» **Short task**
Tell me how many lines hold "React", please, using only the number.

## START Recorded data

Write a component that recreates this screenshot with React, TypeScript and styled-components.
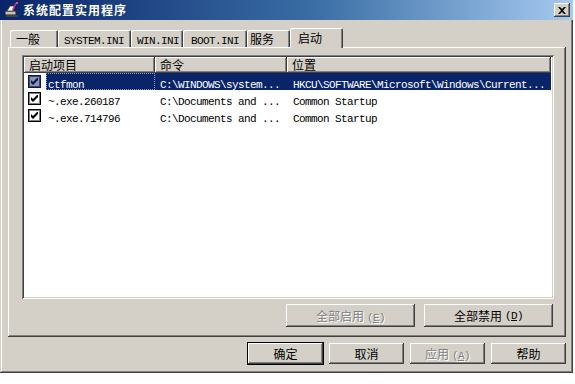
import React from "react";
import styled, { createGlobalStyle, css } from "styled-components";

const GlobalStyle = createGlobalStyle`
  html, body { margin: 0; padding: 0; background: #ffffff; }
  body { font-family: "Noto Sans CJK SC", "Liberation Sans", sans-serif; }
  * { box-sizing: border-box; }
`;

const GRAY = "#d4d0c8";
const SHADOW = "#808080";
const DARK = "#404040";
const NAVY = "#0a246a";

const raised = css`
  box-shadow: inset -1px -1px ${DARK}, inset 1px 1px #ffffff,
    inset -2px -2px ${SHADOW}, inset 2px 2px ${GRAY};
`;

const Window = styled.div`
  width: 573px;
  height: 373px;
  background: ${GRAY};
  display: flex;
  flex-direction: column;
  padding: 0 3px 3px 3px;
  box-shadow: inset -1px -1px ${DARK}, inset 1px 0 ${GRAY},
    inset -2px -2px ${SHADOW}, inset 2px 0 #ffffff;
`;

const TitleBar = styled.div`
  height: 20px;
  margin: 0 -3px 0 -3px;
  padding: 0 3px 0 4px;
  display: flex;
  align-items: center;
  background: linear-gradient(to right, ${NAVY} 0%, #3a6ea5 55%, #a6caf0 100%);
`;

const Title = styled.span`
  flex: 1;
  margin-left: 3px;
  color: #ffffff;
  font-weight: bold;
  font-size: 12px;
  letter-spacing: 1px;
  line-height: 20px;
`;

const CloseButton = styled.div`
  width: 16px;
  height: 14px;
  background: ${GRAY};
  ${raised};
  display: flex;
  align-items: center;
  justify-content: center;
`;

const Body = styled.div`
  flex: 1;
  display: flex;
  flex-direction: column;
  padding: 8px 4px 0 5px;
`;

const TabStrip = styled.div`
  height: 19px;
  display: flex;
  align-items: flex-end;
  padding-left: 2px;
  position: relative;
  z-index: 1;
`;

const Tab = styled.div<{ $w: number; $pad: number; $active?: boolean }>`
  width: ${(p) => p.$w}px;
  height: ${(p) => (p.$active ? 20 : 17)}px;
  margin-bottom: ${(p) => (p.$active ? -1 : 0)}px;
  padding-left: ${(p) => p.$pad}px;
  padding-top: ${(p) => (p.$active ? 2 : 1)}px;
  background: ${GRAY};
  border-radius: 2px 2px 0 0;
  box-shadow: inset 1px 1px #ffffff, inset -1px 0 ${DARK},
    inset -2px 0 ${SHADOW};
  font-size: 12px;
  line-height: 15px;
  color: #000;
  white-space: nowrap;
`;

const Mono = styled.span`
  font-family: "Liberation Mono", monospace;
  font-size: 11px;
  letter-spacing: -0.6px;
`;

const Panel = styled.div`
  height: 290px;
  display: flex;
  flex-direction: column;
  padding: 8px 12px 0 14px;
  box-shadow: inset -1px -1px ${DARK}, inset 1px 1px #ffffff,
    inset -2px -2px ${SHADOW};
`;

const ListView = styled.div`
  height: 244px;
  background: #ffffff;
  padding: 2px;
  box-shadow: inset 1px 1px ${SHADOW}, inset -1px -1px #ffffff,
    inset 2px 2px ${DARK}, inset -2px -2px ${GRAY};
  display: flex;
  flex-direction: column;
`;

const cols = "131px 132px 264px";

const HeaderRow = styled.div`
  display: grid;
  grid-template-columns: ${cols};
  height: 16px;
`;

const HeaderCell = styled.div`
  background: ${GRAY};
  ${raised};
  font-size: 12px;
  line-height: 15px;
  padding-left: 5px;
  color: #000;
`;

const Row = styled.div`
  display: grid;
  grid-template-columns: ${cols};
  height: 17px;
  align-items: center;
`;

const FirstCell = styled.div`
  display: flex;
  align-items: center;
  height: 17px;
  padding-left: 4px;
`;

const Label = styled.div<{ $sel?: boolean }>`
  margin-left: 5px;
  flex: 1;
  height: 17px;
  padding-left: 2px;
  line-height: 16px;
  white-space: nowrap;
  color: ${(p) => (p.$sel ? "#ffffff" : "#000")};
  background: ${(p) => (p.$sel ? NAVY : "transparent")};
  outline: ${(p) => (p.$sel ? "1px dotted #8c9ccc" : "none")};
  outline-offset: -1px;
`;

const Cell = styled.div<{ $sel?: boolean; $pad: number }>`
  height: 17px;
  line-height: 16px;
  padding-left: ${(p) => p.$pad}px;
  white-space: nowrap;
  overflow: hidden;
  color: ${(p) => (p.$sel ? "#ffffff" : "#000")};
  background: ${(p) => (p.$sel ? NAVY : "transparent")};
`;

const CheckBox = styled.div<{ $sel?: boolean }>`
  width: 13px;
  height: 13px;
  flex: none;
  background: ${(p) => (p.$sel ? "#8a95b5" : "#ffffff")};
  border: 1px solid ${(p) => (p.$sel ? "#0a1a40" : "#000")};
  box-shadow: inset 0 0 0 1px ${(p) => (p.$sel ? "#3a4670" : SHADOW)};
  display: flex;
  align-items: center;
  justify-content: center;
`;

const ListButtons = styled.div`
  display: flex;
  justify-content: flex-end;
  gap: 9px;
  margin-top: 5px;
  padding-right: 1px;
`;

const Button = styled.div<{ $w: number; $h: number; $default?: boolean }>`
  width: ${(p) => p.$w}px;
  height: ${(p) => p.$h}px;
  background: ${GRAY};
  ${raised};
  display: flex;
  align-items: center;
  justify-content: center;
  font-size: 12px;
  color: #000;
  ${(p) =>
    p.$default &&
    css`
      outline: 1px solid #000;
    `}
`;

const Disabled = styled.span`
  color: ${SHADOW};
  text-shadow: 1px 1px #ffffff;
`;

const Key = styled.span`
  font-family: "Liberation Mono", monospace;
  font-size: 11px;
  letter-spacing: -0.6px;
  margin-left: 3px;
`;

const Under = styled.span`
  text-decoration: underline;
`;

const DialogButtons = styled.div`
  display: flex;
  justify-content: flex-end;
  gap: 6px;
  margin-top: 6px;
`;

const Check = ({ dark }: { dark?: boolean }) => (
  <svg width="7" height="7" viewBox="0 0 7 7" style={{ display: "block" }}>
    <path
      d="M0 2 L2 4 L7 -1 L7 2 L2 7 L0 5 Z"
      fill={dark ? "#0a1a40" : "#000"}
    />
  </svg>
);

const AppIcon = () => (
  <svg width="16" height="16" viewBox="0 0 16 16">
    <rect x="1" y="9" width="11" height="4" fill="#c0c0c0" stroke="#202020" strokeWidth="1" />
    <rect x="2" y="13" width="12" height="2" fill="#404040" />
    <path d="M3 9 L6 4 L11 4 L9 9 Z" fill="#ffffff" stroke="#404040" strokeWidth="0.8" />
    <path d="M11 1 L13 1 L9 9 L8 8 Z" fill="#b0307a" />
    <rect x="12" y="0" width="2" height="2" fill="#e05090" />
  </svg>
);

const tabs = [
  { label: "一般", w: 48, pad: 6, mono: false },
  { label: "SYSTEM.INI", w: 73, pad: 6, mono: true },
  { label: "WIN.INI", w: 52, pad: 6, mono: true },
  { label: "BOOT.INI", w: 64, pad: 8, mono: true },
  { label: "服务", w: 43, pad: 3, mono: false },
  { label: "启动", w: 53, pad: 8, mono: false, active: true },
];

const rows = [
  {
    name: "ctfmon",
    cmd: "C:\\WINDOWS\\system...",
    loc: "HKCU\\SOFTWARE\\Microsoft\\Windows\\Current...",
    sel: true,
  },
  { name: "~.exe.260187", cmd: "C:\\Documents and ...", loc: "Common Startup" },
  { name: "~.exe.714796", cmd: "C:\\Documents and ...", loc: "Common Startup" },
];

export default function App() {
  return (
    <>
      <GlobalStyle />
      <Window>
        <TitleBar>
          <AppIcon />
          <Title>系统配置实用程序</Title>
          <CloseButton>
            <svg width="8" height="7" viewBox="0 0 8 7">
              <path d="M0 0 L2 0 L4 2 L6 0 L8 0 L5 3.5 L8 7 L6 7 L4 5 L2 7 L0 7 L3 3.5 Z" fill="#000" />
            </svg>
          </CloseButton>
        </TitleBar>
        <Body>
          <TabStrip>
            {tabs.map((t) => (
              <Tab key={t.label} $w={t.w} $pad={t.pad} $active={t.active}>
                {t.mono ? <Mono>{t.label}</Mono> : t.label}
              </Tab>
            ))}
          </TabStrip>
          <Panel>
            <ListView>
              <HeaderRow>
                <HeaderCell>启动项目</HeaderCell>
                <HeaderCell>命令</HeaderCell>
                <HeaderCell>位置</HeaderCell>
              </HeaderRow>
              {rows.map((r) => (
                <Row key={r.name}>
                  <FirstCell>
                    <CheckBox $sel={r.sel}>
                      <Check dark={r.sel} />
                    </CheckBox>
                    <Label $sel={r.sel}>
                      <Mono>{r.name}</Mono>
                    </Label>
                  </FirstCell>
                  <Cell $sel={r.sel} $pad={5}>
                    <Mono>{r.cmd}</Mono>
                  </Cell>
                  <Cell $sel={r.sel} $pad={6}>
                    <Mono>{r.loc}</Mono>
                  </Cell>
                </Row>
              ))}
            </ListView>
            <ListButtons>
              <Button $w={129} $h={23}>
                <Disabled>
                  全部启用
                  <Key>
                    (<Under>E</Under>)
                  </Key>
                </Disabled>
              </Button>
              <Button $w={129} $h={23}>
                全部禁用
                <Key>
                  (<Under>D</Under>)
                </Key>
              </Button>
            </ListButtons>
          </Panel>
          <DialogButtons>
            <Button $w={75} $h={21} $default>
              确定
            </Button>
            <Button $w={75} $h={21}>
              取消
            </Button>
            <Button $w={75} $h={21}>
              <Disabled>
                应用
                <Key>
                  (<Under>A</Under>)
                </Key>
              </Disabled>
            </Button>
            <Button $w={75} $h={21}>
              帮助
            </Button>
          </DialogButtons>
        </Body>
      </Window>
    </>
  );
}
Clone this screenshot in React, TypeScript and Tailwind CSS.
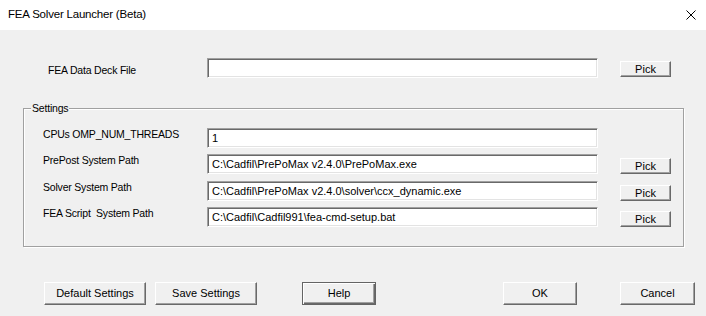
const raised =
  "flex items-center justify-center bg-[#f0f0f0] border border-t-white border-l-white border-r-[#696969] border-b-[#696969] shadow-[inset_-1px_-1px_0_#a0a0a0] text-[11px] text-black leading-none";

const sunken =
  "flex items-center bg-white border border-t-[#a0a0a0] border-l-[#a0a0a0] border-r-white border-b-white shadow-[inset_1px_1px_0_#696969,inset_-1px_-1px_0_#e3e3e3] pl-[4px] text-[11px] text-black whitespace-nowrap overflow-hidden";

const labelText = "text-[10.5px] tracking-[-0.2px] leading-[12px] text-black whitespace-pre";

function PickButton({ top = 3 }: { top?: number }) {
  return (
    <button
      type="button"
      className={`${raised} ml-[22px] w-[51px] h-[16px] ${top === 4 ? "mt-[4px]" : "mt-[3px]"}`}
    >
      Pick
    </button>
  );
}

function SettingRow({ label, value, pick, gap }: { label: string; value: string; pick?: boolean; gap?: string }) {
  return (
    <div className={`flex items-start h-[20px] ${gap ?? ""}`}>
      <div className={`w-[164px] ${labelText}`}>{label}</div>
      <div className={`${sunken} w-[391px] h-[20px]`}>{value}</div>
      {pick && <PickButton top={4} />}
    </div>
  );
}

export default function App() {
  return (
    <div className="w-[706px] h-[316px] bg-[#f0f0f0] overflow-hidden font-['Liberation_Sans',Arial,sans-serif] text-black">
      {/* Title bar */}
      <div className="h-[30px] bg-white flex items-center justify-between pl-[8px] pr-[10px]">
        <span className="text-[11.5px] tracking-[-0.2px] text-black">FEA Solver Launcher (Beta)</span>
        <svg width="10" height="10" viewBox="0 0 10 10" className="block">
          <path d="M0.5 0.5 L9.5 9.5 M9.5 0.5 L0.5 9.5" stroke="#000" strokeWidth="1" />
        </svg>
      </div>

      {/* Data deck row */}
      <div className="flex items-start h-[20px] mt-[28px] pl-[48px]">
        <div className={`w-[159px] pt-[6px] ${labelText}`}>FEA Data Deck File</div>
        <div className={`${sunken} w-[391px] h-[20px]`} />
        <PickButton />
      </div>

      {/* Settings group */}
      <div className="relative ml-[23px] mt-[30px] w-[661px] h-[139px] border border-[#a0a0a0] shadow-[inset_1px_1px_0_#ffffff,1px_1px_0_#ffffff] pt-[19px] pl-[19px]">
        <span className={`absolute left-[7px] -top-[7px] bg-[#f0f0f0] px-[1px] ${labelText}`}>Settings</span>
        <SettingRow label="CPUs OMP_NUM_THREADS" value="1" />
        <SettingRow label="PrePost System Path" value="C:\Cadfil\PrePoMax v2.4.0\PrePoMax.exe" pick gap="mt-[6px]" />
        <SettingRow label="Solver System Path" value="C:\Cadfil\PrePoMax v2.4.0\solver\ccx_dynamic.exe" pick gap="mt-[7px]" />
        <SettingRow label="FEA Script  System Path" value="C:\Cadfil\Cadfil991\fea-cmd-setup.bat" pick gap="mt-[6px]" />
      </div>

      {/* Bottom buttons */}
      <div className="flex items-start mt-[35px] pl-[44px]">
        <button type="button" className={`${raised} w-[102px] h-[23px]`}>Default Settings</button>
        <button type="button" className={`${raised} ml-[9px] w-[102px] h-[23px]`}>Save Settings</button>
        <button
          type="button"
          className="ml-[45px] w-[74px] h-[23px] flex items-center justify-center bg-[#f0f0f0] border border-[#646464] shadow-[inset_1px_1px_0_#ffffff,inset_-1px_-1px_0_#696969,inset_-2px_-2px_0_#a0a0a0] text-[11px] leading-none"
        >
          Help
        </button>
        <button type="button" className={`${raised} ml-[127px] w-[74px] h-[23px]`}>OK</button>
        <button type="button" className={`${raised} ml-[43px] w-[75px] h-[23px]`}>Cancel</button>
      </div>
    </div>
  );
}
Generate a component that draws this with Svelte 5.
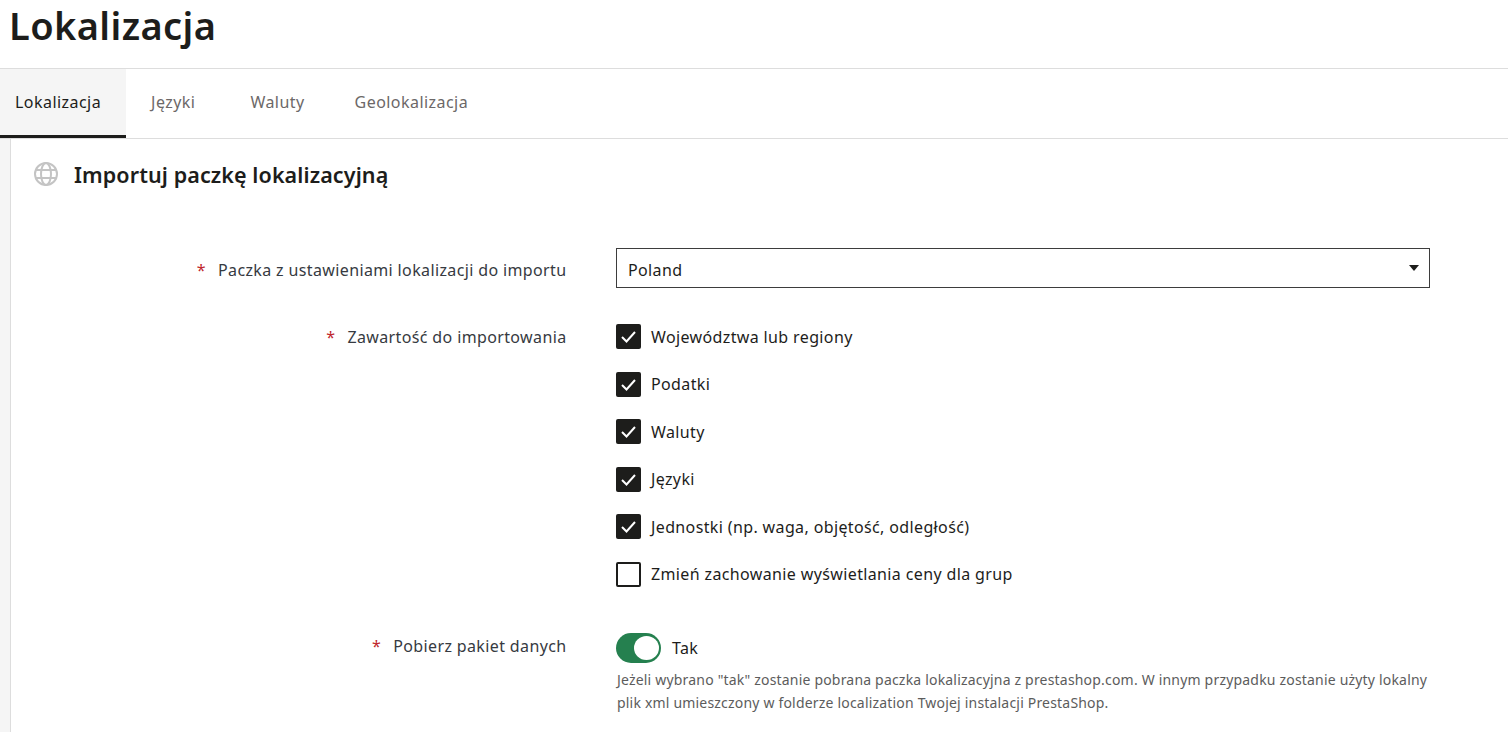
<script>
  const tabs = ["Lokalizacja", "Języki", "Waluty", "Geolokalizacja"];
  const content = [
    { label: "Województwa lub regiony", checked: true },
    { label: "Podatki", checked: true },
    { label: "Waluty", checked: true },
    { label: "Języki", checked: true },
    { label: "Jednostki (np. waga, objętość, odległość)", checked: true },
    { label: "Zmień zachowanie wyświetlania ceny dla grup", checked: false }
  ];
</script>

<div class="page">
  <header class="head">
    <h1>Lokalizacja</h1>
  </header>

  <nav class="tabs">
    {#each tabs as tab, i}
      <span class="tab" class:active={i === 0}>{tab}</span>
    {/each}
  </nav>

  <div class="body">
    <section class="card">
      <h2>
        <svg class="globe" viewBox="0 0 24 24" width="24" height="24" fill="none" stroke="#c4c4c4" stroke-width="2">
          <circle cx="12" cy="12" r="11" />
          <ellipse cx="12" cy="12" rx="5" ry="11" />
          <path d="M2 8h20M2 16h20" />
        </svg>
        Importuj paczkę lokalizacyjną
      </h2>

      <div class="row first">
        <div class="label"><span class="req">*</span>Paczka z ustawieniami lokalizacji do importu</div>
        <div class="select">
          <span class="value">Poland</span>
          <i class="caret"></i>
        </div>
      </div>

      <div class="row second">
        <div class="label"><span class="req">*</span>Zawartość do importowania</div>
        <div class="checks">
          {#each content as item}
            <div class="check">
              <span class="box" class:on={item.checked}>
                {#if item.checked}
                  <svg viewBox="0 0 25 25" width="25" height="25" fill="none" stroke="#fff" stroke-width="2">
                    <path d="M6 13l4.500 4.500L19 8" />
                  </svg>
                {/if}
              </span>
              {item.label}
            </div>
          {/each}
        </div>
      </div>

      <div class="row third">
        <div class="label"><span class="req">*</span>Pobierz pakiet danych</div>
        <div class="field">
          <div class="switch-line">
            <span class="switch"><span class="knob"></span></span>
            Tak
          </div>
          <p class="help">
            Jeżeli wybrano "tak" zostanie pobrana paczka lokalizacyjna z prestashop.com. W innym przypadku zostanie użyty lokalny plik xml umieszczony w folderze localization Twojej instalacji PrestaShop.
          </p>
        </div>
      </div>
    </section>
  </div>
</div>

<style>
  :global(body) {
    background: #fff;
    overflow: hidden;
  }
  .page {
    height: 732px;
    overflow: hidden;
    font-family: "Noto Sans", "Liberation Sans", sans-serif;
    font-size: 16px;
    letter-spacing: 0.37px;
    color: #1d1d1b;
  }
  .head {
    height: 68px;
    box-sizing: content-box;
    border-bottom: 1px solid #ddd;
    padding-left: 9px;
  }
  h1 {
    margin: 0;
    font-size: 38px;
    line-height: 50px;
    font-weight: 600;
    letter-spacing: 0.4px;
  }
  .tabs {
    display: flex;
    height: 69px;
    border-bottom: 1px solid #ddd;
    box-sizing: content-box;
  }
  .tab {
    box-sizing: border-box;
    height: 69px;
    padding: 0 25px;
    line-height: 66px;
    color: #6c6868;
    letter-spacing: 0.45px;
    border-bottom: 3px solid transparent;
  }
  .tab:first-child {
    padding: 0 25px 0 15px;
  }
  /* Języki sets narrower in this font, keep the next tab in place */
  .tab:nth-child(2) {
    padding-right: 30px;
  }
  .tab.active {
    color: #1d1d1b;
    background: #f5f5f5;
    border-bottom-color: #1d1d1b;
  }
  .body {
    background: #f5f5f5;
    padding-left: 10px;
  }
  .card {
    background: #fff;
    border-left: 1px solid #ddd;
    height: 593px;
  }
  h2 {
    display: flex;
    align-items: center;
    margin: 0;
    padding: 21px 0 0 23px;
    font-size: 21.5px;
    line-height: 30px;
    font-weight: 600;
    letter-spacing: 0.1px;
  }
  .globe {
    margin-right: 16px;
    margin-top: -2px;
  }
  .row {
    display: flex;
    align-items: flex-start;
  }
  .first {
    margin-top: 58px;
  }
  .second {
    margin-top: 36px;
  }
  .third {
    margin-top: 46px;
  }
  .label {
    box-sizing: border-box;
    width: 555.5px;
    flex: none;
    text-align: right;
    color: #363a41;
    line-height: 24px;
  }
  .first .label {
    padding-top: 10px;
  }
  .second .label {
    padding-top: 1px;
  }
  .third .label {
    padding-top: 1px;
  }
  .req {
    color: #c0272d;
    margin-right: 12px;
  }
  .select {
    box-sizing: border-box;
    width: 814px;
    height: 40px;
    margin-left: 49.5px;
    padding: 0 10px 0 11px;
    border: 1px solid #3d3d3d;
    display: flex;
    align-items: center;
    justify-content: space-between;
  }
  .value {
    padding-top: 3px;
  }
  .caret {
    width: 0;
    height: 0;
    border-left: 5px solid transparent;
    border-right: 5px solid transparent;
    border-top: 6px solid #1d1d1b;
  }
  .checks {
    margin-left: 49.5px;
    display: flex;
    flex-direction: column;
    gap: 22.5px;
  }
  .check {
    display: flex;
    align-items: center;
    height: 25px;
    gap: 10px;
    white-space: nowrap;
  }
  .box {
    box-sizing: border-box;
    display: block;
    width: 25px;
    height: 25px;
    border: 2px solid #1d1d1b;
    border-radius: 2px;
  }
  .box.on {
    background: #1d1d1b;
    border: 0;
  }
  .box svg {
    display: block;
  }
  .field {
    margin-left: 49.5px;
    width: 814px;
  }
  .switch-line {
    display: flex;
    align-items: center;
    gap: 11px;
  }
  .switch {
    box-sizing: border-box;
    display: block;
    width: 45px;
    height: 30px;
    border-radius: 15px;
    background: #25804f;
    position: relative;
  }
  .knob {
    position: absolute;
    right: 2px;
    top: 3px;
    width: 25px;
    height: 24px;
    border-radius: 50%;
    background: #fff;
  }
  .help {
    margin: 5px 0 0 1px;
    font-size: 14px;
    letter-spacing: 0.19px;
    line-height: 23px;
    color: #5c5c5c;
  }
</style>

## END Recorded data

» **Solution to this task**
3